Polls have showed mixed support, and critics question whether such a policy would even work. A 5.2 percent tax on soft drinks, already levied in several states, reduces consumption only enough to shave three ounces from a 279-pound frame, according to a paper in The New England Journal of Medicine.

And, of course, simply taxing junk foods won't solve the widespread health problems, like diabetes and high blood pressure, that are caused, in part, by poor diet and sedentary lifestyles.

Researchers behind a new study in the Archives of Internal Medicine note that shortcoming, but still conclude that a tax on soda and pizza alone could be enough to trim five pounds off the average American body.

The group analyzed the food intake of more than 5,000 adults between 1985 and 2006. They used ongoing inflation of food costs to extrapolate how taxes might alter decisions about consumption.

An 18 percent tax, they determined, would be enough to make a serious dent in our diets.

"Our findings suggest that national, state or local policies to alter the price of less healthful foods and beverages may be one possible mechanism for steering U.S. adults toward a more healthful diet," the study's authors wrote.

Already, a handful of health organizations are behind the idea. The World Health Organization, the U.S. Centers for Disease Control and Prevention and the American Heart Association have expressed support for food taxes as well as increased subsidies for nutritious foods.

Of course, the real-life effect of a tax like the one hypothesized in the study can't be evaluated until implemented.
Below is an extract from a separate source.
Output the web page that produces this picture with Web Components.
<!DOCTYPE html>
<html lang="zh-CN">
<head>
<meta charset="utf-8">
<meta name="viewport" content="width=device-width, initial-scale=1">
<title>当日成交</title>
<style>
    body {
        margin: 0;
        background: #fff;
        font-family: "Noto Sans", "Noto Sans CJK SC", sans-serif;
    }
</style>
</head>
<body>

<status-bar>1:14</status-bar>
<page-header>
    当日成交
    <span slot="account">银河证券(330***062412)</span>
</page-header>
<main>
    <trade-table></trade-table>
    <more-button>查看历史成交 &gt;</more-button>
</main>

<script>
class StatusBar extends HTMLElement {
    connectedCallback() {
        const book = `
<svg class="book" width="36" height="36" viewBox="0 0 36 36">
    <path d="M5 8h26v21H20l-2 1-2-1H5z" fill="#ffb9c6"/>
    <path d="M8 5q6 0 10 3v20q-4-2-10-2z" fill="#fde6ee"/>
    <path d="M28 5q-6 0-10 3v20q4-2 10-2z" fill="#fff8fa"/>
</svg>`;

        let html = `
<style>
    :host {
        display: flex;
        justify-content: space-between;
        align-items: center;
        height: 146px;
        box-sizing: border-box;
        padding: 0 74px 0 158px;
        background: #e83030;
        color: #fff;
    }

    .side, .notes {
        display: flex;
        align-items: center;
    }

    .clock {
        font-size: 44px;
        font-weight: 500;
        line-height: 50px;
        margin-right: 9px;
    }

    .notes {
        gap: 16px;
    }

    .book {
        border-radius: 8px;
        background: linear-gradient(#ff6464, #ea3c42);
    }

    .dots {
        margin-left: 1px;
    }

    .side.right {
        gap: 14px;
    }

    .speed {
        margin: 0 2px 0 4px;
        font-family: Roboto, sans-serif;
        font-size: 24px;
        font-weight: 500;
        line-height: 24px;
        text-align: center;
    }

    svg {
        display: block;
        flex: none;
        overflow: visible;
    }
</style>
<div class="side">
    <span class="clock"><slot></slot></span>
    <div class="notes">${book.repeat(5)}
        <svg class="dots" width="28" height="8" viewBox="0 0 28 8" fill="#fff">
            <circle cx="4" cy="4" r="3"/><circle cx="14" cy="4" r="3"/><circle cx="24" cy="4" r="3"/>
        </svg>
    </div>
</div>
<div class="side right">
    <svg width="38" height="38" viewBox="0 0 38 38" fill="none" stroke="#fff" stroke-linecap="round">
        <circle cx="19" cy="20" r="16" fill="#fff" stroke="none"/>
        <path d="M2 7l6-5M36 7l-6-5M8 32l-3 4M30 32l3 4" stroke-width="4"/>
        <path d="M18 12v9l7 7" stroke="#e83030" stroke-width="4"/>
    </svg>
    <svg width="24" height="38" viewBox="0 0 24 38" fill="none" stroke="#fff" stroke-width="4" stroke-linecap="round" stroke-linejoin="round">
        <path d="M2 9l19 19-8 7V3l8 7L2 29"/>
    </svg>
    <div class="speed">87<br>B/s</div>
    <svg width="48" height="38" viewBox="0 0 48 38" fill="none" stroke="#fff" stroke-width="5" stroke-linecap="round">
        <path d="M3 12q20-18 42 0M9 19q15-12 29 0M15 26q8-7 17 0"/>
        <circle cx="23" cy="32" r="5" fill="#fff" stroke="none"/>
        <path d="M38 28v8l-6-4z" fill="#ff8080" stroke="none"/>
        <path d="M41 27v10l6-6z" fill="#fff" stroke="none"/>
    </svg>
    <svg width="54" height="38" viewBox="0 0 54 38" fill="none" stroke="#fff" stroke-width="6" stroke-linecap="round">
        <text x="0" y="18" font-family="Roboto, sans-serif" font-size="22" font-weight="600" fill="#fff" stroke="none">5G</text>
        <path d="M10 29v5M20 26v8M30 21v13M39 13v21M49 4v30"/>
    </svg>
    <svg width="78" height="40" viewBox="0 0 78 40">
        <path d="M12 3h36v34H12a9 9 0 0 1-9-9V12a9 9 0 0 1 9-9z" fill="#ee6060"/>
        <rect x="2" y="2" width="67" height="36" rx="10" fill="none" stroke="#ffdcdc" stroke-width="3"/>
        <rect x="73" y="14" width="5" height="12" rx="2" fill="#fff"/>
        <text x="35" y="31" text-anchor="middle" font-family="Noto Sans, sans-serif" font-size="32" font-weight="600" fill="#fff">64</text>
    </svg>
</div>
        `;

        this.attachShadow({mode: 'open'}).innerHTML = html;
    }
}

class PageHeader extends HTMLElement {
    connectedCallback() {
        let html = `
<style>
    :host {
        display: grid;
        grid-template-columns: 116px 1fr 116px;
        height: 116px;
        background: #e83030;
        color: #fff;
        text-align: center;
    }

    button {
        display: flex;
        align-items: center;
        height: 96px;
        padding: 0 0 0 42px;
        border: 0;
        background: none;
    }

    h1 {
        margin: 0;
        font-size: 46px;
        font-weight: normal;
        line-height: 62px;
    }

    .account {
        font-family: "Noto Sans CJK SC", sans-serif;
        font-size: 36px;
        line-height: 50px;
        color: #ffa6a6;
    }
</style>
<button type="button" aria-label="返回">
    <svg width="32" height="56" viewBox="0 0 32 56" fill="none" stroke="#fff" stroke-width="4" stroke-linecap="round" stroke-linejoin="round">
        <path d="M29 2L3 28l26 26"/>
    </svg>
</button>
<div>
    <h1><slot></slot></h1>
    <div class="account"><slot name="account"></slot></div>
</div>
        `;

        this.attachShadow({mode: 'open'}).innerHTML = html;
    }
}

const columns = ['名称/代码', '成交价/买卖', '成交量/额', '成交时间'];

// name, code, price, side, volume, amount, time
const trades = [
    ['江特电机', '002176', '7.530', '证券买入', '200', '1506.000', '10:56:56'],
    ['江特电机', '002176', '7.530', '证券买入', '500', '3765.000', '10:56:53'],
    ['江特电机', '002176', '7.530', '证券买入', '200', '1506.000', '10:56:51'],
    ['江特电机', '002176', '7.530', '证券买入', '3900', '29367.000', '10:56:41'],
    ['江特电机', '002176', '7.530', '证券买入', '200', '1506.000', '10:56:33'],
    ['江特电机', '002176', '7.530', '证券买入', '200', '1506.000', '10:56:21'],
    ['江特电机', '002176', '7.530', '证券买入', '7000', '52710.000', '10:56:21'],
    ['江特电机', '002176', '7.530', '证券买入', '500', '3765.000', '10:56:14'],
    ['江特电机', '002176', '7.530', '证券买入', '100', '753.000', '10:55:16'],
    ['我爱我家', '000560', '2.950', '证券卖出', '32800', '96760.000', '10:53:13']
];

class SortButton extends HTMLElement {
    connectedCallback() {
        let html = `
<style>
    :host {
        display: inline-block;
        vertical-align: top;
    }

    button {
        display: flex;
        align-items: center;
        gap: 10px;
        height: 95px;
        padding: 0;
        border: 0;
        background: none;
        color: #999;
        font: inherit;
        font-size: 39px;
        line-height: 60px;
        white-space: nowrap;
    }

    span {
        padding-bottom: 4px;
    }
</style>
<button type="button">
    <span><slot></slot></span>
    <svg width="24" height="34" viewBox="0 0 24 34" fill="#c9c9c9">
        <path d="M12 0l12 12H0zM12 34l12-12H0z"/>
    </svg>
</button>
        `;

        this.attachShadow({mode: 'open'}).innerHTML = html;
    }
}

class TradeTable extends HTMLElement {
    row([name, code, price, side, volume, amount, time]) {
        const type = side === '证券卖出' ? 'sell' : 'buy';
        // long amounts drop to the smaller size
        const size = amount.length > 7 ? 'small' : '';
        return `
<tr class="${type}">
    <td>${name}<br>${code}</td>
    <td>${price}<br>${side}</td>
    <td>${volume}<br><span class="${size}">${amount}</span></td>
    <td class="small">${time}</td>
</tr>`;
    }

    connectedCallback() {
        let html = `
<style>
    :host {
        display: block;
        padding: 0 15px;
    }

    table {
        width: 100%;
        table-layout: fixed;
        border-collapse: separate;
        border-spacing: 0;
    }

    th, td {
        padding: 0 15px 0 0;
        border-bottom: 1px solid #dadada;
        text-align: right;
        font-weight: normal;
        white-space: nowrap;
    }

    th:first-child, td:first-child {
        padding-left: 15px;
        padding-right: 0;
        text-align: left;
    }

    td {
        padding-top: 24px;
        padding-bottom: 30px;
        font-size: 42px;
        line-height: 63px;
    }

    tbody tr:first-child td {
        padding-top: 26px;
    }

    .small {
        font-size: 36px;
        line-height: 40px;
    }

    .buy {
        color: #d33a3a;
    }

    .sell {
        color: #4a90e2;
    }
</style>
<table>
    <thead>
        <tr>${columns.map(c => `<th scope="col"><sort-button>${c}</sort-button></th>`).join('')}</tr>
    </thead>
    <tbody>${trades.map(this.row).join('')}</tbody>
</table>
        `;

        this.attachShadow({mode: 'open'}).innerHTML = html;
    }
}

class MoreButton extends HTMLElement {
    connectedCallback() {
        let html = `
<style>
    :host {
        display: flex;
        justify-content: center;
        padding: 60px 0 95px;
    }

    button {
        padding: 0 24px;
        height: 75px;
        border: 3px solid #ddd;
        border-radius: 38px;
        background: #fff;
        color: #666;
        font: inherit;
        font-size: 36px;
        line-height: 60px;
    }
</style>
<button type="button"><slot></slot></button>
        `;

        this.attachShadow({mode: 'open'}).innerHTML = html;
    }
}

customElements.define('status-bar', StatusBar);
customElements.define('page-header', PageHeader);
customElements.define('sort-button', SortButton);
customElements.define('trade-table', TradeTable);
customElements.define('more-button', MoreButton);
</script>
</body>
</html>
But an initiative already ongoing in American high schools has demonstrated that limited access can have health benefits.

Since 2006, the American Beverage Association has slashed shipments of full-sized soft drinks to high schools by 95 percent, as part of an agreement with the American Heart Association and the William J. Clinton Foundation.
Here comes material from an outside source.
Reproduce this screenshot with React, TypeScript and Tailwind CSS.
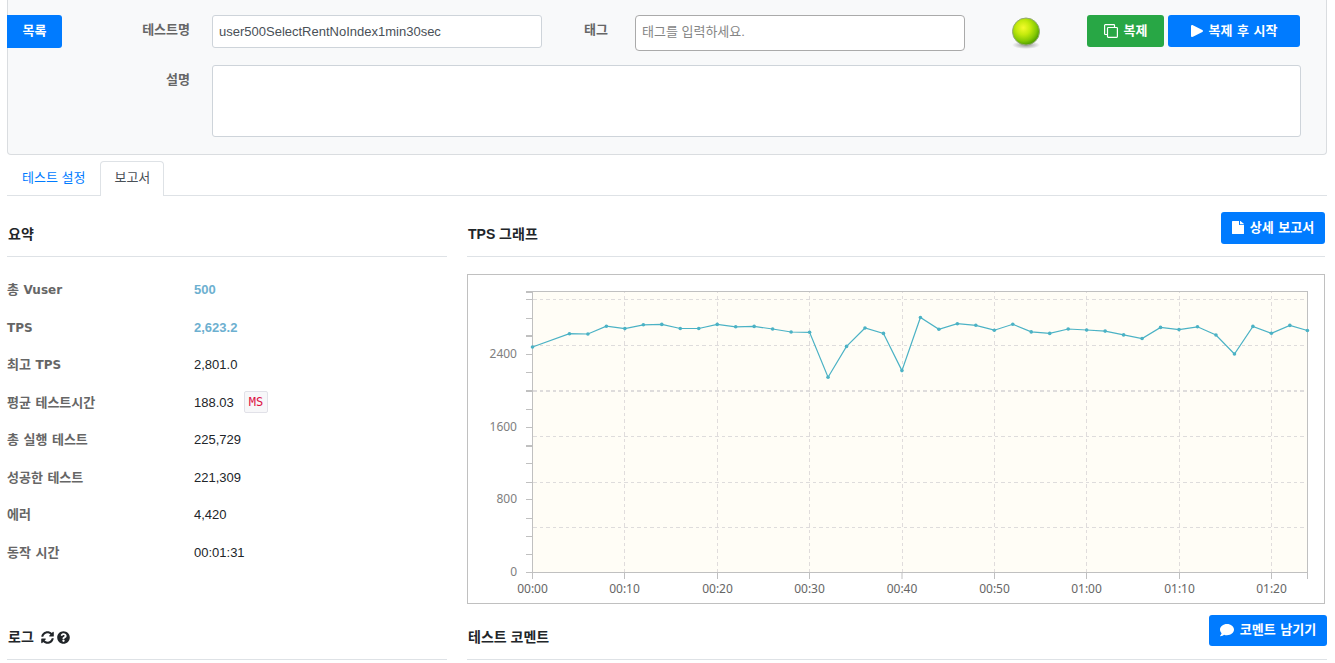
import React from "react";
import { FaComment, FaFile, FaPlay, FaQuestionCircle, FaSyncAlt } from "react-icons/fa";

const samples: [number, number][] = [
  [0, 347], [4, 333.7], [6, 334], [8, 326.2], [10, 328.6], [12, 324.8], [14, 324.4], [16, 328.5], [18, 328.5],
  [20, 324.4], [22, 326.8], [24, 326.4], [26, 329], [28, 332], [30, 332.3], [32, 377.2], [34, 346.4], [36, 328],
  [38, 333.4], [40, 370.6], [42, 317.5], [44, 329.3], [46, 323.7], [48, 325.3], [50, 330.2], [52, 324.3],
  [54, 331.9], [56, 333.4], [58, 329], [60, 330], [62, 331.1], [64, 334.9], [66, 338.5], [68, 327.4], [70, 329.6],
  [72, 326.8], [74, 335], [76, 354], [78, 326.4], [80, 333.3], [82, 325.4], [83.9, 330.5],
];

const px = (second: number) => 532.5 + second * 9.236;

const thinTicks = [299.5, 318.5, 354.5, 372.5, 409.5, 427.5, 463.5, 482.5, 499.5, 518.5, 536.5, 554.5, 572.5];
const thickTicks = [292, 336, 391, 446];
const gridRows = [299.5, 345.5, 436.5, 482.5, 527.5];
const timeMarks: [string, number][] = [
  ["00:00", 532.5], ["00:10", 624.5], ["00:20", 717.5], ["00:30", 809.5], ["00:40", 902],
  ["00:50", 994.5], ["01:00", 1086.5], ["01:10", 1179.5], ["01:20", 1271.5],
];
const levelMarks: [string, number][] = [["2400", 354], ["1600", 427], ["800", 499], ["0", 572]];

function TpsChart() {
  return (
    <svg viewBox="468 275 856 328" className="block w-full" role="img" aria-label="TPS 그래프">
      <rect x="532.5" y="291.5" width="775" height="281" fill="#fffdf6" />
      <g stroke="#dedcdc" strokeDasharray="3.5 3" fill="none" shapeRendering="crispEdges">
        {gridRows.map((y) => <path key={y} d={`M533 ${y}H1307`} />)}
        <path d="M533 391H1307" strokeWidth="2" />
        {timeMarks.slice(1).map(([t, x]) => (
          <path key={t} d={`M${x} 572V292`} stroke="#e0dcdc" />
        ))}
      </g>
      <g stroke="#c0c0c0" fill="none">
        <rect x="532.5" y="291.5" width="775" height="281" />
        {thinTicks.map((y) => <path key={y} d={`M526 ${y}H532`} />)}
        {thickTicks.map((y) => <path key={y} d={`M526 ${y}H532`} strokeWidth="2" />)}
        {timeMarks.map(([t, x]) => <path key={t} d={`M${x} 573V579`} />)}
        <path d="M1307.5 573V579" />
      </g>
      <polyline
        fill="none"
        stroke="#4bb2c5"
        strokeWidth="1.2"
        points={samples.map(([t, y]) => `${px(t)},${y}`).join(" ")}
      />
      {samples.map(([t, y]) => <circle key={t} cx={px(t)} cy={y} r="1.8" fill="#4bb2c5" />)}
      <g className="font-['Noto_Sans',sans-serif] text-[12px]" fill="#666666">
        {timeMarks.map(([t, x]) => <text key={t} x={x} y="593" textAnchor="middle">{t}</text>)}
      </g>
      <g className="font-['Noto_Sans',sans-serif] text-[12px]" fill="#808080">
        {levelMarks.map(([t, y]) => <text key={t} x="517" y={y + 4} textAnchor="end">{t}</text>)}
      </g>
    </svg>
  );
}

function StatusBall() {
  return (
    <svg viewBox="0 0 30 34" className="h-[34px] w-[30px]" role="img" aria-label="완료">
      <defs>
        <radialGradient id="ball" cx="0.4" cy="0.36" r="0.66">
          <stop offset="0" stopColor="#f4fb2c" />
          <stop offset="0.4" stopColor="#c4ea0c" />
          <stop offset="0.75" stopColor="#84c904" />
          <stop offset="1" stopColor="#4a9a00" />
        </radialGradient>
        <radialGradient id="shade">
          <stop offset="0" stopColor="#000" stopOpacity="0.4" />
          <stop offset="1" stopColor="#000" stopOpacity="0" />
        </radialGradient>
      </defs>
      <ellipse cx="15" cy="29" rx="14" ry="4" fill="url(#shade)" />
      <circle cx="15" cy="15.5" r="13.5" fill="url(#ball)" stroke="#93a874" strokeWidth="1" />
    </svg>
  );
}

function CloneIcon() {
  return (
    <svg viewBox="0 0 14 14" className="size-[14px]" fill="none" stroke="currentColor" strokeWidth="1.2" aria-hidden="true">
      <rect x="3.5" y="3.5" width="9.9" height="9.9" rx="0.8" />
      <path d="M3.5 10.5H1.3a.7.7 0 0 1-.7-.7V1.3a.7.7 0 0 1 .7-.7H9.8a.7.7 0 0 1 .7.7V3.5" />
    </svg>
  );
}

const button =
  "flex items-center justify-center gap-[6px] rounded-[3px] pb-px font-['DejaVu_Sans','Noto_Sans_CJK_KR',sans-serif] text-[13px] font-bold text-white";
const label = "text-right text-[13px] font-bold leading-[30px] text-[#666]";
const heading = "flex items-center pl-px text-[14px] font-bold text-[#212529]";

function Latin({ children }: { children: React.ReactNode }) {
  return <span className="text-[12px]">{children}</span>;
}

const rows: { name: React.ReactNode; value: string; accent?: boolean; unit?: string }[] = [
  { name: <>총 <Latin>Vuser</Latin></>, value: "500", accent: true },
  { name: <Latin>TPS</Latin>, value: "2,623.2", accent: true },
  { name: <>최고 <Latin>TPS</Latin></>, value: "2,801.0" },
  { name: "평균 테스트시간", value: "188.03", unit: "MS" },
  { name: "총 실행 테스트", value: "225,729" },
  { name: "성공한 테스트", value: "221,309" },
  { name: "에러", value: "4,420" },
  { name: "동작 시간", value: "00:01:31" },
];

export default function App() {
  return (
    <div className="pr-2 pl-[7px] font-['Liberation_Sans','Noto_Sans_CJK_KR',sans-serif] text-[13px] text-[#212529]">
      <form className="flex rounded-b-[4px] border border-t-0 border-[#dadde0] bg-[#f8f9fa] pt-[15px] pr-[25px] pb-[17px]">
        <button type="button" className={`${button} -ml-px h-[33px] w-[55px] rounded-l-none bg-[#007bff]`}>목록</button>
        <div className="grid flex-1 grid-cols-[128px_1fr] gap-x-[22px] gap-y-[14px]">
          <label htmlFor="name" className={label}>테스트명</label>
          <div className="flex h-[36px] items-start">
            <input
              id="name"
              defaultValue="user500SelectRentNoIndex1min30sec"
              className="h-[33px] min-w-0 flex-1 rounded-[3px] border border-[#ced4da] bg-white px-[6px] text-[13px] text-[#495057]"
            />
            <label htmlFor="tag" className={`${label} w-[66px]`}>태그</label>
            <input
              id="tag"
              placeholder="태그를 입력하세요."
              className="ml-[27px] h-[36px] min-w-0 flex-1 rounded-[4px] border border-[#aaa] bg-white px-[6px] pb-[3px] text-[13px] placeholder:text-[#858585]"
            />
            <div className="mx-[46px] pt-px"><StatusBall /></div>
            <div className="mr-px flex gap-1">
              <button type="button" className={`${button} h-[32px] w-[77px] bg-[#28a745]`}><CloneIcon />복제</button>
              <button type="button" className={`${button} h-[32px] w-[132px] bg-[#007bff]`}>
                <FaPlay className="h-[12px] w-[12px]" preserveAspectRatio="none" />복제 후 시작
              </button>
            </div>
          </div>
          <label htmlFor="memo" className={label}>설명</label>
          <textarea id="memo" className="block h-[72px] w-full resize-none rounded-[3px] border border-[#ced4da] bg-white p-2" />
        </div>
      </form>

      <nav className="mt-[6px] flex h-[35px] border-b border-[#dee2e6]">
        <a href="#config" className="px-[15px] leading-[33px] text-[#007bff]">테스트 설정</a>
        <a href="#report" className="h-[35px] rounded-t-[4px] border border-b-0 border-[#dee2e6] bg-white px-[13px] leading-[31px] text-[#495057]">보고서</a>
      </nav>

      <main className="flex">
        <div className="w-1/3">
          <h2 className={`${heading} h-[61px] border-b border-[#dee2e6] pt-[17px]`}>요약</h2>
          <dl className="mt-[14px] grid h-[300px] grid-rows-8">
            {rows.map((row) => (
              <div key={row.value} className="flex items-center">
                <dt className="w-[187px] font-['DejaVu_Sans','Noto_Sans_CJK_KR',sans-serif] font-bold text-[#666]">{row.name}</dt>
                <dd className={row.accent ? "font-bold text-[#6db0d0]" : "flex items-center"}>
                  {row.value}
                  {row.unit && (
                    <code className="ml-[10px] rounded-[2px] border border-[#e1e1e8] bg-[#f7f7f9] px-[4px] font-['DejaVu_Sans_Mono',monospace] text-[12px] leading-[20px] text-[#dd1144]">
                      {row.unit}
                    </code>
                  )}
                </dd>
              </div>
            ))}
          </dl>
          <h2 className={`${heading} mt-[33px] h-[56px] gap-[3px] border-b border-[#dee2e6] pt-[11px]`}>
            <span className="mr-1">로그</span>
            <button type="button" aria-label="새로 고침"><FaSyncAlt className="size-[13px]" /></button>
            <button type="button" aria-label="도움말"><FaQuestionCircle className="size-[13px]" /></button>
          </h2>
        </div>
        <div className="flex-1 pl-5">
          <div className="mr-[2px]">
            <div className="flex h-[61px] justify-between border-b border-[#dee2e6]">
              <h2 className={`${heading} pt-[17px]`}>TPS 그래프</h2>
              <button type="button" className={`${button} mt-[16px] h-[32px] w-[104px] bg-[#007bff]`}>
                <FaFile className="h-[13px] w-[12px]" preserveAspectRatio="none" />상세 보고서
              </button>
            </div>
            <div className="mt-[17px] border border-[#c0c0c0]"><TpsChart /></div>
          </div>
          <div className="flex h-[56px] justify-between border-b border-[#dee2e6]">
            <h2 className={`${heading} pt-[11px]`}>테스트 코멘트</h2>
            <button type="button" className={`${button} mt-[11px] h-[31px] w-[118px] bg-[#007bff]`}>
              <FaComment className="size-[14px]" />코멘트 남기기
            </button>
          </div>
        </div>
      </main>
    </div>
  );
}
A progress report on the initiative, released this week, shows that high school students are buying less than eight ounces a week of all bottled drinks. That includes a massive drop in purchases of full-calorie soft drinks: half an ounce a week, compared with 12 ounces in 2004.

The report doesn't include an assessment of caloric intake for students, which would be the best measure of whether the initiative has had success in curbing weight problems caused by poor eating habits.

A 2001 study of middle school students, released by The Lancet, did show a correlation between sugared beverage intake and weight gain. Risk of obesity soared by 60 percent if a student consumed one sugar-sweetened beverage a day.

And maligned eating habits among children might soon be getting yet another nudge in a more nutritious direction. The U.S. Institutes of Medicine wants zoning laws to keep all low-quality foods farther away from school grounds.

If a tax on junk foods does take off in the U.S., it'll likely be a big one. Most studies indicate that nothing less than a 10 percent tax would have any effect. Maine's two-decade, 5.5 percent "snack food" tax occurred in tandem with a doubling of the state's obesity rate.